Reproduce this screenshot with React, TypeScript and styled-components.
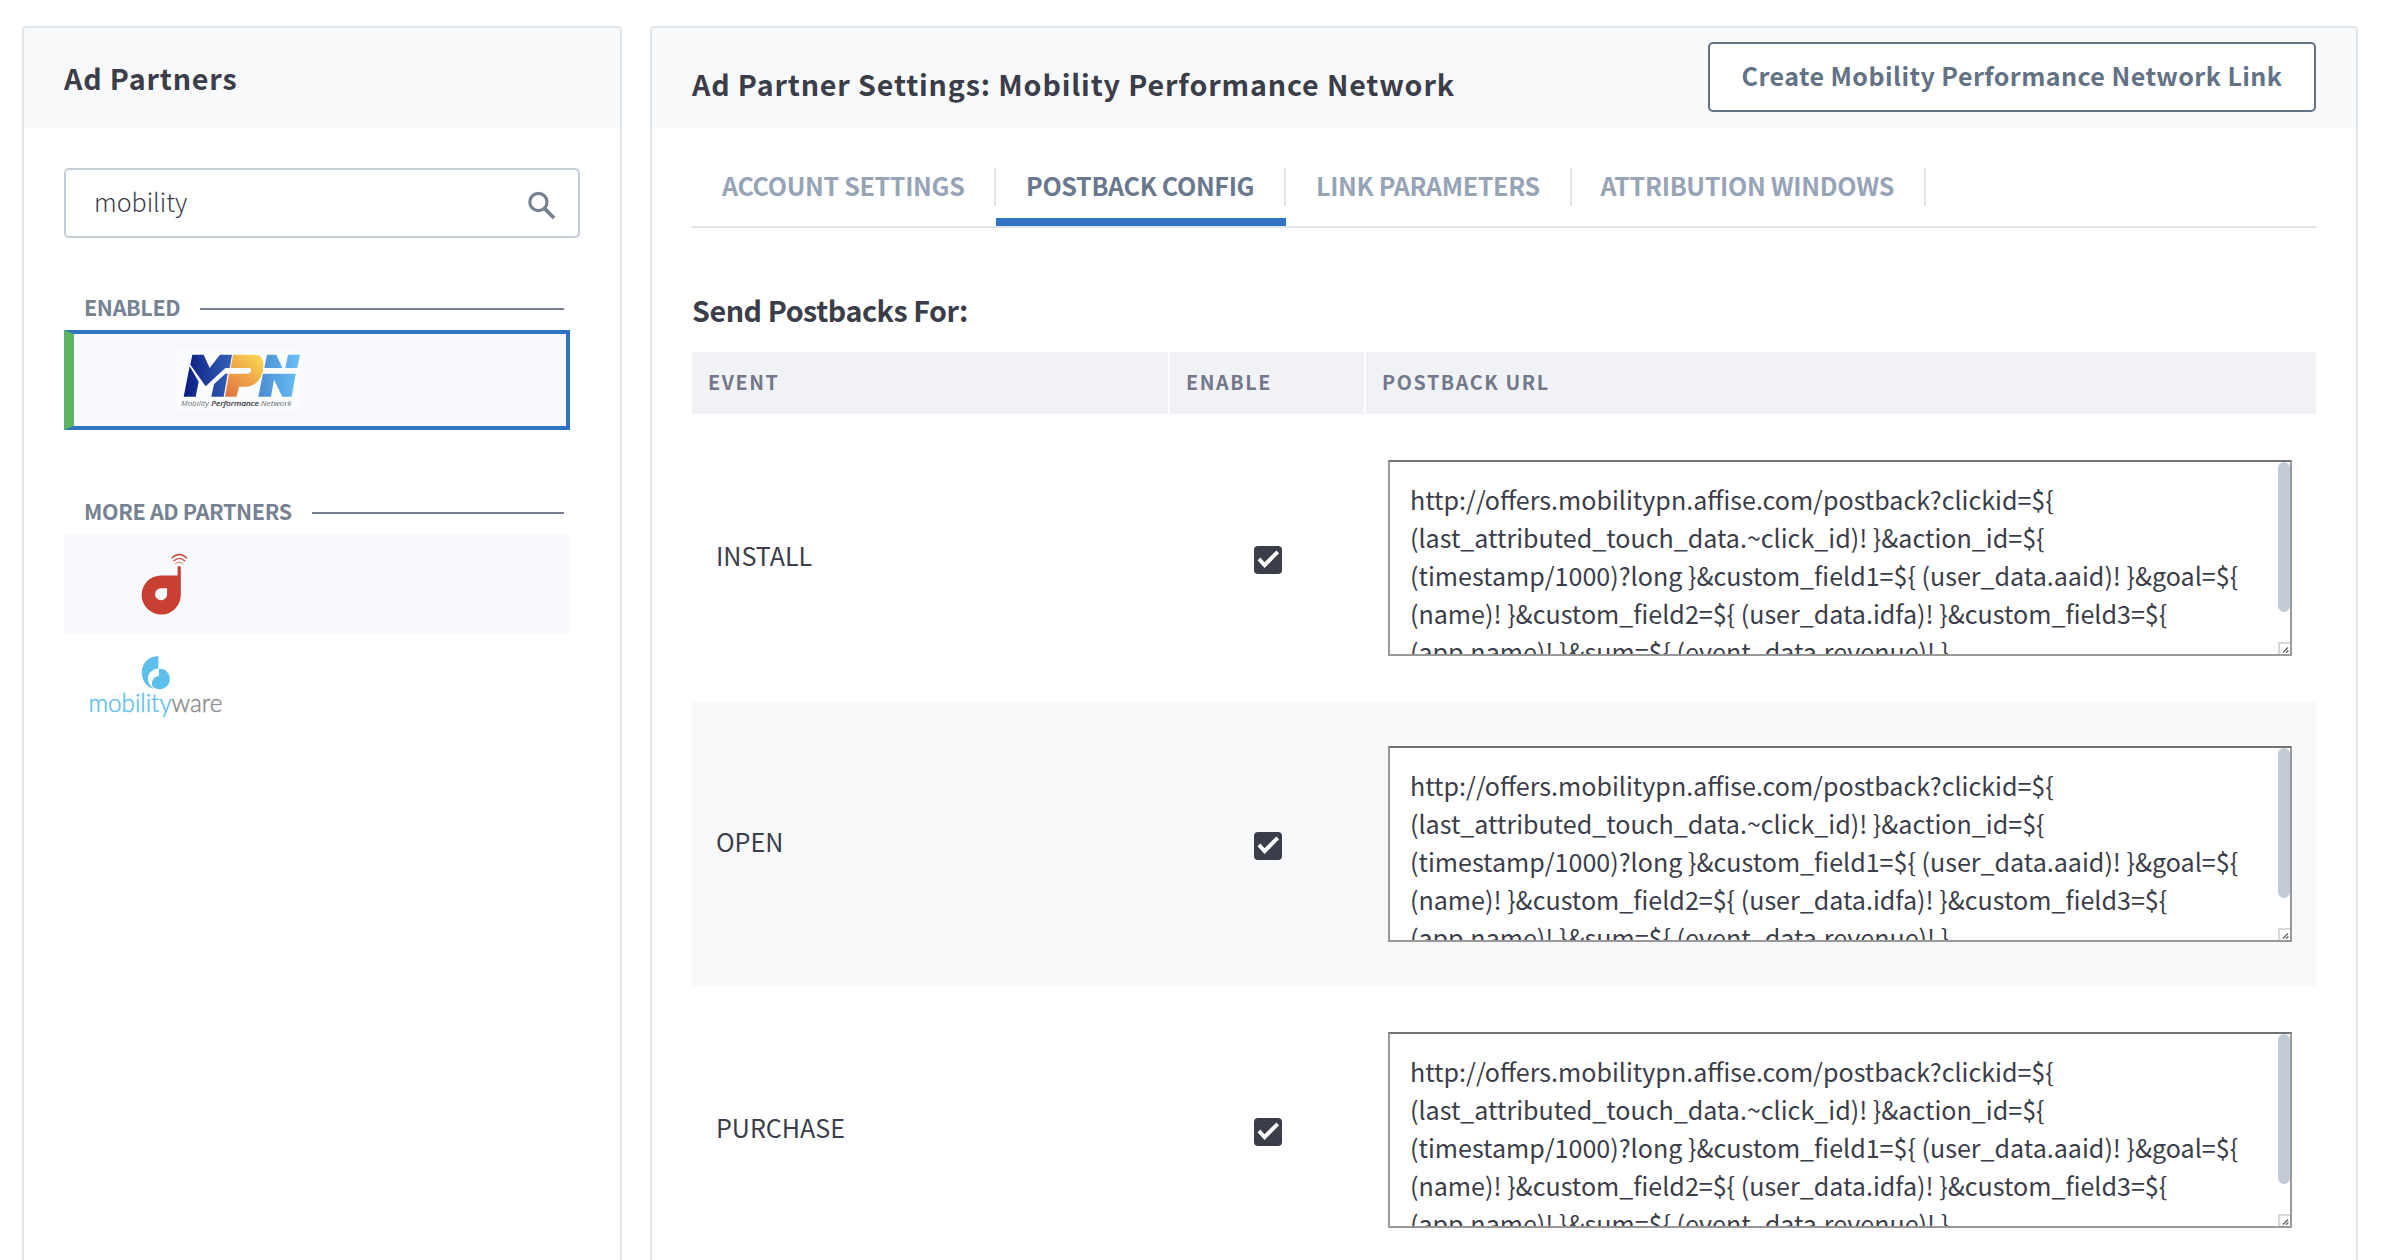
import React from 'react';
import styled, { createGlobalStyle } from 'styled-components';

const GlobalStyle = createGlobalStyle`
  *, *::before, *::after { box-sizing: border-box; }
  html, body { margin: 0; padding: 0; height: 100%; overflow: hidden; background: #fff; }
  body {
    font-family: 'Noto Sans CJK SC', 'Noto Sans', sans-serif;
    color: #3b3d49;
    font-size: 25.07px;
  }
  h1, h2, h3, p { margin: 0; font-weight: inherit; font-size: inherit; }
  button, input { font-family: inherit; }
`;

const Page = styled.main`
  display: flex;
  align-items: flex-start;
  gap: 28px;
  height: 1260px;
  padding: 26px 26px 0 22px;
  overflow: hidden;
`;

const Card = styled.section<{ $width?: number }>`
  flex: ${(p) => (p.$width ? `0 0 ${p.$width}px` : '1 1 0')};
  height: 1300px;
  border: 2px solid #e0e5ea;
  border-radius: 4px;
  background: #fff;
  overflow: hidden;
`;

const CardHeader = styled.header`
  display: flex;
  align-items: center;
  justify-content: space-between;
  height: 100px;
  padding: 0 40px;
  background: #f8f9fb;
`;

const Heading = styled.h1<{ $drop?: number }>`
  padding-top: ${(p) => p.$drop ?? 0}px;
  font-size: 28.65px;
  line-height: 40px;
  font-weight: 700;
  letter-spacing: 0.85px;
  white-space: nowrap;
`;

const CreateButton = styled.button`
  width: 608px;
  height: 70px;
  margin-bottom: 2px;
  padding: 0 0 4px;
  border: 2px solid #647285;
  border-radius: 5px;
  background: #fff;
  color: #647285;
  font-size: 25.07px;
  font-weight: 700;
  letter-spacing: 0.43px;
  white-space: nowrap;
`;

const SearchBox = styled.label`
  display: flex;
  align-items: center;
  justify-content: space-between;
  width: 516px;
  height: 70px;
  margin: 40px 0 0 40px;
  padding: 0 22px 0 28px;
  border: 2px solid #c3cdd8;
  border-radius: 5px;
`;

const SearchInput = styled.input`
  width: 380px;
  height: 60px;
  padding: 0 0 4px;
  border: 0;
  outline: 0;
  background: transparent;
  color: #3b3d49;
  font-size: 25.07px;
  font-weight: 300;
`;

const SearchGlyph = styled.svg`
  display: block;
  margin-top: 5px;
`;

const PartnerGroup = styled.section<{ $top: number }>`
  width: 506px;
  margin: ${(p) => p.$top}px 0 0 40px;
`;

const GroupTitle = styled.h2`
  display: flex;
  align-items: center;
  gap: 20px;
  height: 42px;
  padding: 0 6px 0 20px;
  color: #768292;
  font-size: 21.5px;
  font-weight: 700;
  line-height: 30px;
  letter-spacing: -0.35px;
  white-space: nowrap;

  span { padding-bottom: 4px; }
  &::after {
    content: '';
    flex: 1;
    height: 2px;
    background: #768292;
  }
`;

const PartnerRow = styled.div<{ $selected?: boolean; $shaded?: boolean; $indent: number; $drop?: number }>`
  display: flex;
  align-items: center;
  height: 100px;
  padding-top: ${(p) => p.$drop ?? 0}px;
  padding-left: ${(p) => p.$indent}px;
  background: ${(p) => (p.$shaded ? '#f8f9fd' : '#fff')};
  border: solid #2f74c0;
  border-width: ${(p) => (p.$selected ? '4px 4px 4px 10px' : '0')};
  border-left-color: #5ab462;
`;

const CardBody = styled.div`
  padding: 40px 40px 0;
`;

const Tabs = styled.nav`
  display: flex;
  border-bottom: 2px solid #e0e5ea;
`;

const Tab = styled.div<{ $active?: boolean; $width: number }>`
  width: ${(p) => p.$width}px;
  padding-bottom: 12px;
  border-bottom: 8px solid ${(p) => (p.$active ? '#3174c3' : 'transparent')};
  color: ${(p) => (p.$active ? '#68788e' : '#97a4b7')};
`;

const TabLabel = styled.div<{ $pad?: number }>`
  height: 38px;
  padding-left: ${(p) => p.$pad ?? 30}px;
  border-right: 2px solid #e0e5ea;
  font-weight: 700;
  line-height: 34px;
  letter-spacing: -0.34px;
  white-space: nowrap;
`;

const Subheading = styled.h2`
  margin-top: 62px;
  font-size: 28.65px;
  font-weight: 600;
  line-height: 40px;
  height: 62px;
  letter-spacing: -0.42px;
`;

const TableRow = styled.div`
  display: grid;
  grid-template-columns: 476px 194px 1fr;
  column-gap: 2px;
`;

const HeadCell = styled.div`
  height: 62px;
  padding-left: 16px;
  background: #f1f2f6;
  color: #74788b;
  font-size: 19.7px;
  font-weight: 700;
  line-height: 59px;
  letter-spacing: 1.6px;
`;

const EventRow = styled(TableRow)<{ $shaded?: boolean }>`
  height: 284px;
  margin-top: 2px;
  align-items: center;
  background: ${(p) => (p.$shaded ? '#f8f9fb' : '#fff')};
`;

const EventName = styled.div`
  padding: 0 0 6px 24px;
  line-height: 38px;
`;

const CheckCell = styled.div`
  display: flex;
  padding: 4px 0 0 84px;
`;

const UrlBox = styled.div`
  display: flex;
  justify-content: space-between;
  width: 904px;
  height: 196px;
  margin-left: 22px;
  border: 2px solid #999;
  border-top-color: #737373;
  background: #fff;
  overflow: hidden;
`;

const UrlText = styled.p`
  padding: 18px 0 0 20px;
  line-height: 38px;
  white-space: pre;
`;

const ScrollTrack = styled.div`
  display: flex;
  flex-direction: column;
  justify-content: space-between;
  width: 12px;
`;

const ScrollThumb = styled.div`
  height: 150px;
  border-radius: 6px;
  background: #c3cbd6;
`;

const ResizeCorner = styled.svg`
  display: block;
  width: 12px;
  height: 12px;
`;

const SearchIcon = () => (
  <SearchGlyph width="29" height="29" viewBox="0 0 29 29" fill="none" stroke="#768292">
    <circle cx="11.4" cy="11" r="8.6" strokeWidth="3.2" />
    <path d="M17.2 17.2 27 27" strokeWidth="3.8" />
  </SearchGlyph>
);

const MpnLogo = () => (
  <svg width="124" height="61" viewBox="50 28 372 183">
    <defs>
      <linearGradient id="mpnBlue" x1="70" y1="0" x2="215" y2="0" gradientUnits="userSpaceOnUse">
        <stop offset="0" stopColor="#0b1a80" />
        <stop offset="1" stopColor="#3262b8" />
      </linearGradient>
      <linearGradient id="mpnOrange" x1="200" y1="165" x2="290" y2="55" gradientUnits="userSpaceOnUse">
        <stop offset="0" stopColor="#e27144" />
        <stop offset="1" stopColor="#f8ce4e" />
      </linearGradient>
      <linearGradient id="mpnSky" x1="295" y1="0" x2="415" y2="0" gradientUnits="userSpaceOnUse">
        <stop offset="0" stopColor="#4a8bd3" />
        <stop offset="1" stopColor="#69bff5" />
      </linearGradient>
    </defs>
    <rect x="50" y="28" width="372" height="183" fill="#fbfcfe" />
    <path fill="url(#mpnBlue)" d="M96 42H130L148 82 179 42H215L208 82H195L136 137 90 72ZM88 77 115 123 106 168H70ZM202 99 190 168H153L161 131 195 99Z" />
    <path fill="url(#mpnOrange)" d="M218 42H280C303 42 311 56 309 78 307 112 288 138 254 138H236L229 168H194L206 99H257C266 99 272 95 272 88 272 84 270 82 266 82H211Z" />
    <path fill="url(#mpnSky)" d="M320 42H348L366 82H312ZM383 42H419L411 82H375ZM308 99H406L394 168H366L341 117 332 168H294Z" />
    <g fontFamily="'Open Sans', sans-serif" fontStyle="italic" fontSize="21.5" fill="#6d6f75">
      <text x="62" y="196" textLength="84" lengthAdjust="spacingAndGlyphs">Mobility</text>
      <text x="153" y="196" textLength="142" lengthAdjust="spacingAndGlyphs" fill="#303136" stroke="#303136" strokeWidth="0.6">Performance</text>
      <text x="301" y="196" textLength="93" lengthAdjust="spacingAndGlyphs">Network</text>
    </g>
  </svg>
);

const SignalLogo = () => (
  <svg width="48" height="62" viewBox="140 553 48 62">
    <path
      fill="#c74032"
      fillRule="evenodd"
      d="M177.6 575.4V567.6A1.6 1.6 0 0 1 180.8 567.6V594.5A19.6 19.6 0 1 1 161 575.4ZM167.1 588.3H161A6 6 0 1 0 167.1 594.3Z"
    />
    <g fill="none" stroke="#c74032">
      <path d="M171.6 558.4Q179.3 550.6 187 558.4" strokeWidth="1.3" />
      <path d="M173.4 561.2Q179.3 555.6 185.2 561.2" strokeWidth="1.2" opacity="0.9" />
      <path d="M175.2 563.9Q179.3 560.4 183.4 563.9" strokeWidth="1" opacity="0.7" />
    </g>
  </svg>
);

const MobilityWareLogo = () => (
  <svg width="136" height="64" viewBox="88 655 136 64">
    <g fill="#5dbfeb">
      <path d="M158.4 656C148.6 656.2 141.8 663 141.8 672.4 141.8 680.6 146.6 687 154 688.8 149.8 685.8 147.9 682.4 148 678.4 148.2 672.6 152.6 669 158.4 668.6Z" />
      <path d="M158.9 668.7A10.3 10.3 0 1 1 152.6 686.6C151.4 683.6 151.8 681 153.6 678.8 155 677.2 156.8 676.3 158.9 676Z" />
    </g>
    <text
      x="88.4"
      y="711.6"
      textLength="134"
      lengthAdjust="spacingAndGlyphs"
      fontFamily="Lato, sans-serif"
      fontWeight="300"
      fontSize="24.5"
      strokeWidth="0.45"
    >
      <tspan fill="#5dbfeb" stroke="#5dbfeb">mobility</tspan>
      <tspan fill="#8b8b8b" stroke="#8b8b8b">ware</tspan>
    </text>
  </svg>
);

const Checkbox = () => (
  <svg width="28" height="28" viewBox="0 0 28 28" role="checkbox" aria-checked="true">
    <rect width="28" height="28" rx="4" fill="#3b3d49" />
    <path d="M3.5 14.3 6.4 11.5 10.5 16.2 22.4 4.4 25.1 7.2 10.6 21.9Z" fill="#fff" />
  </svg>
);

const POSTBACK_URL = [
  'http://offers.mobilitypn.affise.com/postback?clickid=${',
  '(last_attributed_touch_data.~click_id)! }&action_id=${',
  '(timestamp/1000)?long }&custom_field1=${ (user_data.aaid)! }&goal=${',
  '(name)! }&custom_field2=${ (user_data.idfa)! }&custom_field3=${',
  '(app.name)! }&sum=${ (event_data.revenue)! }',
].join('\n');

const TABS = [
  { label: 'ACCOUNT SETTINGS', width: 304 },
  { label: 'POSTBACK CONFIG', width: 290, active: true },
  { label: 'LINK PARAMETERS', width: 286 },
  { label: 'ATTRIBUTION WINDOWS', width: 354, pad: 28.5 },
];

const EVENTS = ['INSTALL', 'OPEN', 'PURCHASE'];

export default function App() {
  return (
    <>
      <GlobalStyle />
      <Page>
        <Card $width={600}>
          <CardHeader>
            <Heading>Ad Partners</Heading>
          </CardHeader>
          <SearchBox>
            <SearchInput defaultValue="mobility" />
            <SearchIcon />
          </SearchBox>
          <PartnerGroup $top={50}>
            <GroupTitle><span>ENABLED</span></GroupTitle>
            <PartnerRow $selected $shaded $indent={103}>
              <MpnLogo />
            </PartnerRow>
          </PartnerGroup>
          <PartnerGroup $top={62}>
            <GroupTitle><span>MORE AD PARTNERS</span></GroupTitle>
            <PartnerRow $shaded $indent={76}>
              <SignalLogo />
            </PartnerRow>
            <PartnerRow $indent={24} $drop={6}>
              <MobilityWareLogo />
            </PartnerRow>
          </PartnerGroup>
        </Card>
        <Card>
          <CardHeader>
            <Heading $drop={11}>Ad Partner Settings: Mobility Performance Network</Heading>
            <CreateButton>Create Mobility Performance Network Link</CreateButton>
          </CardHeader>
          <CardBody>
            <Tabs>
              {TABS.map((tab) => (
                <Tab key={tab.label} $active={tab.active} $width={tab.width}>
                  <TabLabel $pad={tab.pad}>{tab.label}</TabLabel>
                </Tab>
              ))}
            </Tabs>
            <Subheading>Send Postbacks For:</Subheading>
            <TableRow>
              <HeadCell>EVENT</HeadCell>
              <HeadCell>ENABLE</HeadCell>
              <HeadCell>POSTBACK URL</HeadCell>
            </TableRow>
            {EVENTS.map((name, i) => (
              <EventRow key={name} $shaded={i % 2 === 1}>
                <EventName>{name}</EventName>
                <CheckCell><Checkbox /></CheckCell>
                <UrlBox>
                  <UrlText>{POSTBACK_URL}</UrlText>
                  <ScrollTrack>
                    <ScrollThumb />
                    <ResizeCorner viewBox="0 0 12 12">
                      <path d="M12 1H1V12" fill="#fff" stroke="#d9d9d9" strokeWidth="2" />
                      <path d="M5 10.5 10 5.5M8 10.8 10.4 8.4" stroke="#666" strokeWidth="1.4" />
                    </ResizeCorner>
                  </ScrollTrack>
                </UrlBox>
              </EventRow>
            ))}
          </CardBody>
        </Card>
      </Page>
    </>
  );
}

_ _ _ _ _

- **Exercise objective**: Calculate how many lines of the material include the string "React", and state that number by itself.

- **Result**: 2